I propose usage which looks like this. We can accept two function definitions. A non-inplace version is good for univariate problems:

type LocalRootProblem{F,G,probType} <: RootProblem
  f::F
  g::G # Jacobian
  interval::Tuple{probType,probType}
  x0::probType
end

...

Usage:

f(x) = 2x
g(x) = 2 # The Jacobian
prob = LocalRootProblem(f,init=x0,interval=(0.0,1.0),jac=jac)

This makes a problem where the Jacobian is known while

prob = LocalRootProblem(f,init=x0,interval=(0.0,1.0))

has the second type-parameter Void which tells the solver that the Jacobian does not exist (a function has_jac(prob::RootProblem{F,G,IType}) = G!=Void can be used for this check at compile-time). Then it could be like:

find_zeros(prob,
                  nlsolve(nlsolve_specific_option=...),
                  general_options_object)

matching Optim.jl like @Tamas_Papp mentioned. The in-place version for functions would be

function f!(x,out)
  out[1] = 2*x[1]
end

which would be the same equation as above. GlobalRootProblem should then be similar.

One thing I noticed is that the problem type should match both x0 and the interval. This would be the type that the solution is found in. Thus one can set the solvers to use BigFloat values by setting interval=(big(a),big(b)) or x0 = big(...). I believe any method has to either set an initial condition or an interval to solve on, so this will always work. Correct me if I’m wrong about that.

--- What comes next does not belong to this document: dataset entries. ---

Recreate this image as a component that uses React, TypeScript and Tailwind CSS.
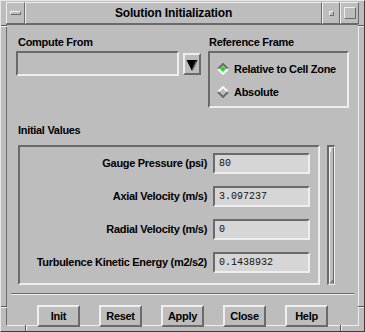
import React from "react";

const label = "whitespace-nowrap text-[11px] font-bold leading-[13px] tracking-[-0.3px] text-black";
const raised = "border-[#eeeeee] border-r-[#6a6a6a] border-b-[#6a6a6a]";
const sunken = "border-[#6a6a6a] border-r-[#eeeeee] border-b-[#eeeeee]";

const initialValues: [string, string][] = [
  ["Gauge Pressure (psi)", "80"],
  ["Axial Velocity (m/s)", "3.097237"],
  ["Radial Velocity (m/s)", "0"],
  ["Turbulence Kinetic Energy (m2/s2)", "0.1438932"],
];

function Diamond({ selected }: { selected?: boolean }) {
  const tl = selected ? "#6a6a6a" : "#f4f4f4";
  const br = selected ? "#f4f4f4" : "#6a6a6a";
  return (
    <svg width="12" height="12" viewBox="0 0 12 12" className="shrink-0">
      <polygon points="6,1 11,6 6,11 1,6" fill={selected ? "#c4c4c4" : "#bdbdbd"} />
      <polyline points="1,6 6,1 11,6" fill="none" stroke={tl} strokeWidth="2" />
      <polyline points="1,6 6,11 11,6" fill="none" stroke={br} strokeWidth="2" />
      {selected && <polygon points="6,3.5 8.5,6 6,8.5 3.5,6" fill="#00ee00" />}
    </svg>
  );
}

function FrameTicks() {
  return (
    <>
      {/* resize handle marks on the window frame */}
      <div className="absolute left-0 top-[24px] h-[1px] w-[6px] bg-[#5a5a5a]" />
      <div className="absolute left-0 top-[25px] h-[1px] w-[6px] bg-[#eeeeee]" />
      <div className="absolute left-0 top-[305px] h-[1px] w-[6px] bg-[#5a5a5a]" />
      <div className="absolute left-0 top-[306px] h-[1px] w-[6px] bg-[#eeeeee]" />
      <div className="absolute right-0 top-[24px] h-[1px] w-[6px] bg-[#5a5a5a]" />
      <div className="absolute right-0 top-[25px] h-[1px] w-[6px] bg-[#eeeeee]" />
      <div className="absolute right-0 top-[305px] h-[1px] w-[6px] bg-[#5a5a5a]" />
      <div className="absolute right-0 top-[306px] h-[1px] w-[6px] bg-[#eeeeee]" />
      <div className="absolute bottom-0 left-[24px] h-[6px] w-[1px] bg-[#5a5a5a]" />
      <div className="absolute bottom-0 left-[25px] h-[6px] w-[1px] bg-[#eeeeee]" />
      <div className="absolute bottom-0 left-[339px] h-[6px] w-[1px] bg-[#5a5a5a]" />
      <div className="absolute bottom-0 left-[340px] h-[6px] w-[1px] bg-[#eeeeee]" />
    </>
  );
}

function TitleBar() {
  return (
    <div className="flex h-[22px]">
      <div className={`flex w-[19px] items-center justify-center border ${raised}`}>
        <div className={`h-[4px] w-[11px] border ${raised}`} />
      </div>
      <div
        className={`flex flex-1 items-center justify-center border ${raised} text-[12px] font-bold tracking-[-0.15px] text-black`}
      >
        Solution Initialization
      </div>
      <div className={`flex w-[18px] items-center justify-center border ${raised}`}>
        <div className={`h-[5px] w-[5px] border ${raised}`} />
      </div>
      <div className={`flex w-[19px] items-center justify-center border ${raised}`}>
        <div className={`h-[12px] w-[12px] border ${raised}`} />
      </div>
    </div>
  );
}

function DropButton() {
  return (
    <div className={`ml-[4px] h-[22px] w-[18px] border-2 ${raised}`}>
      <svg width="14" height="18" viewBox="0 0 14 18">
        <polygon points="1.5,5 12.5,5 7,16" fill="#000" />
        <polyline points="11.5,6 7.5,14.5" fill="none" stroke="#5f5f5f" strokeWidth="1.5" />
      </svg>
    </div>
  );
}

function ValueRow({ name, value }: { name: string; value: string }) {
  return (
    <div className="flex items-center gap-[6px]">
      <span className={label}>{name}</span>
      <div
        className={`h-[21px] w-[97px] border-2 ${sunken} bg-[#d6d6d6] pl-[4px] font-['Liberation_Mono',monospace] text-[10px] leading-[17px] text-[#111]`}
      >
        {value}
      </div>
    </div>
  );
}

function ScrollBar() {
  return (
    <div className={`ml-[7px] flex h-[140px] w-[8px] border-2 border-r border-b ${sunken}`}>
      <div className={`relative h-full w-full border-l border-r ${raised}`}>
        <svg className="absolute left-0 top-0" width="4" height="6" viewBox="0 0 4 6">
          <polyline points="0.5,5 0.5,0.5 3.5,0.5" fill="none" stroke="#eeeeee" strokeWidth="1" />
        </svg>
        <svg className="absolute bottom-0 left-0" width="4" height="6" viewBox="0 0 4 6">
          <polyline points="0.5,5.5 3.5,2" fill="none" stroke="#6a6a6a" strokeWidth="1.2" />
        </svg>
      </div>
    </div>
  );
}

const buttons = ["Init", "Reset", "Apply", "Close", "Help"];

export default function App() {
  return (
    <div
      className="relative h-[332px] w-[365px] overflow-hidden border border-[#e6e6e6] border-r-[#3c3c3c] border-b-[#3c3c3c] bg-[#bdbdbd] px-[5px] pt-[1px] pb-[5px] font-['Liberation_Sans',Arial,sans-serif]"
    >
      <FrameTicks />
      <TitleBar />

      <div className={`flex h-[302px] flex-col border ${sunken}`}>
        <div className="flex gap-[7px] pl-[9px] pt-[11px]">
          <div className="flex w-[185px] flex-col">
            <span className={`${label} ml-[2px]`}>Compute From</span>
            <div className="mt-[2px] flex items-center">
              <div className={`h-[25px] w-[163px] border-2 ${sunken}`} />
              <DropButton />
            </div>
          </div>

          <div className="flex w-[141px] flex-col">
            <span className={`${label} ml-[1px]`}>Reference Frame</span>
            <div className={`mt-[2px] flex h-[57px] flex-col gap-[7px] border-2 ${sunken} pl-[7px] pt-[8px]`}>
              <div className="flex h-[16px] items-center gap-[5px]">
                <Diamond selected />
                <span className={label}>Relative to Cell Zone</span>
              </div>
              <div className="flex h-[16px] items-center gap-[5px]">
                <Diamond />
                <span className={label}>Absolute</span>
              </div>
            </div>
          </div>
        </div>

        <div className="mt-[9px] pl-[11px]">
          <span className={label}>Initial Values</span>
          <div className="mt-[4px] flex">
            <div
              className={`flex h-[140px] w-[302px] flex-col items-end gap-[12px] overflow-hidden border-2 ${sunken} pr-[8px] pt-[6px]`}
            >
              {initialValues.map(([name, value]) => (
                <ValueRow key={name} name={name} value={value} />
              ))}
            </div>
            <ScrollBar />
          </div>
        </div>

        <div className="mx-[4px] mt-[8px] h-[2px] border-t border-b border-t-[#6a6a6a] border-b-[#eeeeee]" />

        <div className="mt-[10px] flex justify-center gap-[19px]">
          {buttons.map((b) => (
            <div
              key={b}
              className={`flex h-[22px] w-[43px] items-center justify-center border-2 ${raised} ${label}`}
            >
              {b}
            </div>
          ))}
        </div>
      </div>
    </div>
  );
}
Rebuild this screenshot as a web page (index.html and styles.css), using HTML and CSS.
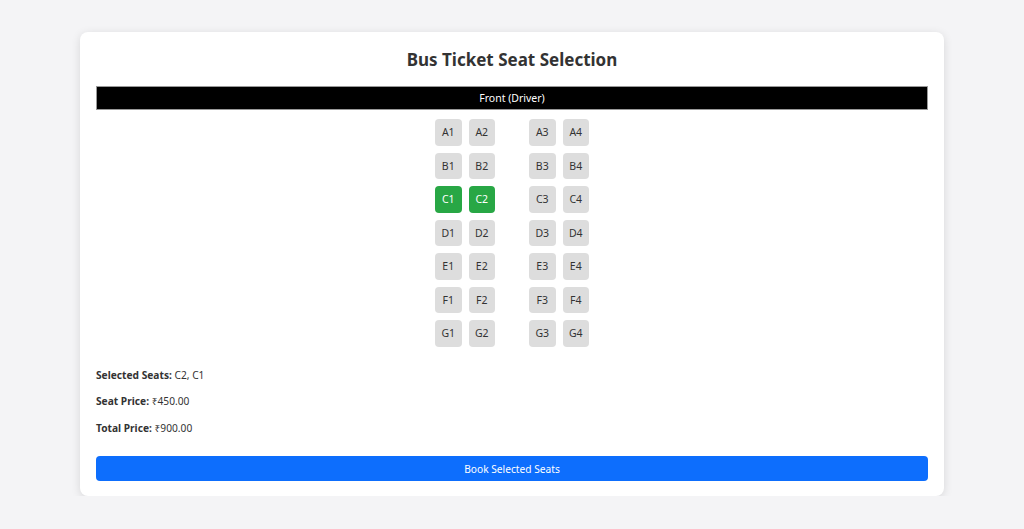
FILE: index.html
```html
<!DOCTYPE html>
<html lang="en">
<head>
<meta charset="utf-8">
<title>Bus Ticket Seat Selection</title>
<link rel="stylesheet" href="styles.css">
</head>
<body>
<div class="container">
  <h2 class="title">Bus Ticket Seat Selection</h2>
  <div class="front">Front (Driver)</div>
  <div class="bus">
    <div class="row"><div class="side"><div class="seat">A1</div><div class="seat">A2</div></div><div class="side"><div class="seat">A3</div><div class="seat">A4</div></div></div>
    <div class="row"><div class="side"><div class="seat">B1</div><div class="seat">B2</div></div><div class="side"><div class="seat">B3</div><div class="seat">B4</div></div></div>
    <div class="row"><div class="side"><div class="seat selected">C1</div><div class="seat selected">C2</div></div><div class="side"><div class="seat">C3</div><div class="seat">C4</div></div></div>
    <div class="row"><div class="side"><div class="seat">D1</div><div class="seat">D2</div></div><div class="side"><div class="seat">D3</div><div class="seat">D4</div></div></div>
    <div class="row"><div class="side"><div class="seat">E1</div><div class="seat">E2</div></div><div class="side"><div class="seat">E3</div><div class="seat">E4</div></div></div>
    <div class="row"><div class="side"><div class="seat">F1</div><div class="seat">F2</div></div><div class="side"><div class="seat">F3</div><div class="seat">F4</div></div></div>
    <div class="row"><div class="side"><div class="seat">G1</div><div class="seat">G2</div></div><div class="side"><div class="seat">G3</div><div class="seat">G4</div></div></div>
  </div>
  <div class="summary">
    <p><strong>Selected Seats:</strong> C2, C1</p>
    <p><strong>Seat Price:</strong> ₹450.00</p>
    <p><strong>Total Price:</strong> ₹900.00</p>
  </div>
  <button class="book">Book Selected Seats</button>
</div>
</body>
</html>
```
FILE: styles.css
```css
* { box-sizing: border-box; }
html, body { margin: 0; padding: 0; }
body {
  background: #f4f4f6;
  font-family: "Noto Sans", "Open Sans", sans-serif;
  color: #333;
  padding: 32px 80px 0 80px;
}
.container {
  background: #fff;
  border-radius: 8px;
  box-shadow: 0 2px 10px rgba(0,0,0,0.12);
  padding: 16px 16px 15px 16px;
}
.title {
  margin: 0;
  text-align: center;
  font-size: 17px;
  font-weight: 700;
  line-height: 24px;
  height: 38px;
  color: #333;
}
.front {
  background: #000;
  color: #fff;
  text-align: center;
  font-size: 10.5px;
  line-height: 23px;
  height: 24px;
  border: 1px solid #999;
}
.bus {
  display: flex;
  flex-direction: column;
  align-items: center;
  gap: 7px;
  margin-top: 9px;
}
.row {
  display: flex;
  gap: 34px;
}
.side {
  display: flex;
  gap: 7px;
}
.seat {
  width: 26.5px;
  height: 26.5px;
  background: #ddd;
  border-radius: 4px;
  font-size: 10.5px;
  display: flex;
  align-items: center;
  justify-content: center;
  color: #333;
}
.seat.selected {
  background: #28a745;
  color: #fff;
}
.summary {
  margin-top: 20px;
}
.summary p {
  margin: 0;
  font-size: 10.2px;
  line-height: 16px;
  height: 26.5px;
}
.summary strong { font-weight: 700; }
.book {
  display: block;
  width: 100%;
  height: 25px;
  margin-top: 10px;
  background: #0d6efd;
  color: #fff;
  border: none;
  border-radius: 4px;
  font-family: inherit;
  font-size: 10.2px;
}
```
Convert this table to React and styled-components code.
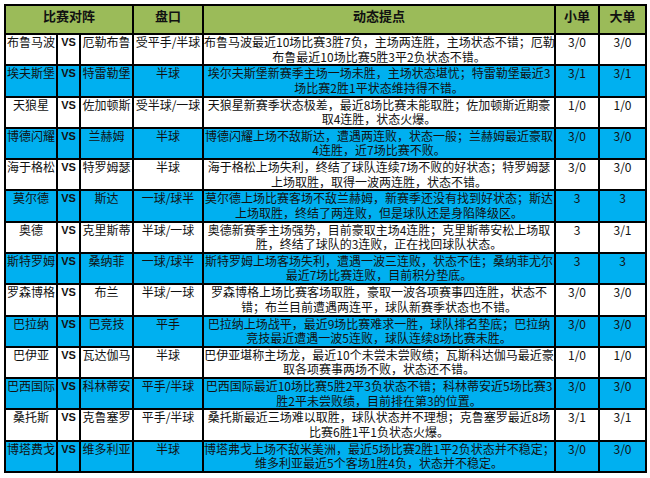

Are there any holes in this proposal? If not, I think I could make a new package in JuliaMath and put up a first draft and put some PRs out to Roots.jl, Sundials.jl, and NLsolve.jl. Then I know @dlfivefifty wants to make dispatches for ApproxFun.jl on Fun types, and so it’ll already gain some adoption. What’s a good name for the package? RootBase.jl?

1 Like

@ChrisRackauckas: nice summary. I would suggest the following:

  1. Embed the the function and its derivatives (particularly the Jacobian) in something like Optim’s DifferentiableFunction (or even the same thing, would be nice not to proliferate types). This would also allow approximations like from ApproxFun you mention above.

  2. replace interval with domain, which can be ℝ (high time we had a type representing that), [a,∞), [a,b] (see the issue for IntervalSets.jl I link below), and Cartesian products of these (for box constraints along coordinates), of course for multivariate we need a type for this too.

https://github.com/JuliaMath/IntervalSets.jl/issues/9

1 Like

To be clear, there’s three very different places where ApproxFun fits in:

  1. roots(f::Fun) in ApproxFun/src/Extras/roots.jl is an algorithm (from Chebfun) for finding all roots, and could be one of the methods for solving GlobalRootProblem.
  2. The implementation of roots(f::Fun) could pass through GlobalRootProblem and potentially use other algorithms besides the one in ApproxFun/src/Extras/roots.jl
  3. A generalization of (local) root finding is solving ODEs, which is currently implemented with Newton iteration:
x = Fun()
N = u->[u(-1.)-c;u(1.);ε*u''+6*(1-x^2)*u'+u^2-1.]
u = newton(N,u0)

This could potentially be solved by a unified interface by constructing a LocalRootProblem whose probType is Fun

What’s the purpose of the DifferentiableFunction type? Why does it help?

I like this idea of using domains. It’s finding the right implementation that would be the problem.

I am probably not the best person to ask about it, but see this discussion and PR:

In particular this explanation.

I don’t think DifferentiableFunction is that useful really (as it could clearly be replaced by tuples of functions), but I believe people intend to make more complex use of it in the future by introducing things like memoization. If they weren’t, I would propose getting rid of it. But the indirection could be put to good use when building more complex features.

I’ve recently been thinking that this sort of thing might now be better handled using traits, e.g.

has_gradient(::Function) = false # generic fallback


function rosenbrock(x::Vector)
    return (1.0 - x[1])^2 + 100.0 * (x[2] - x[1]^2)^2
end
has_gradient(::typeof(rosenbrock)) = true
function gradient!(::typeof(rosenbrock), x::Vector, storage::Vector)
    storage[1] = -2.0 * (1.0 - x[1]) - 400.0 * (x[2] - x[1]^2) * x[1]
    storage[2] = 200.0 * (x[2] - x[1]^2)
end

Not sure how this would work generally though

3 Likes

This is a bit how we do it over in DiffEqBase: https://github.com/JuliaDiffEq/DiffEqBase.jl/blob/6cc12def8af8e7e51b458d65f48e43d97aee4af1/src/extended_functions.jl

Up front: I know a lot can be done using proper documentation and educational material, but…

Don’t you think the average user of a general optimization package might be confused by this way of specifying it?

That being said, we really don’t use the whole (Twice)DifferentiableFunction-machinery for much right now, but if you look through the issues, there are some different ideas that people have for using it, and I do intend to see (soon) if we can implement some of these ideas or if we should ditch it all together.

Where exactly is this at now? I kind of got lost but want to revive this.

FWIW Roots.jl had a rewrite to be able to support this effort once an API is decided on.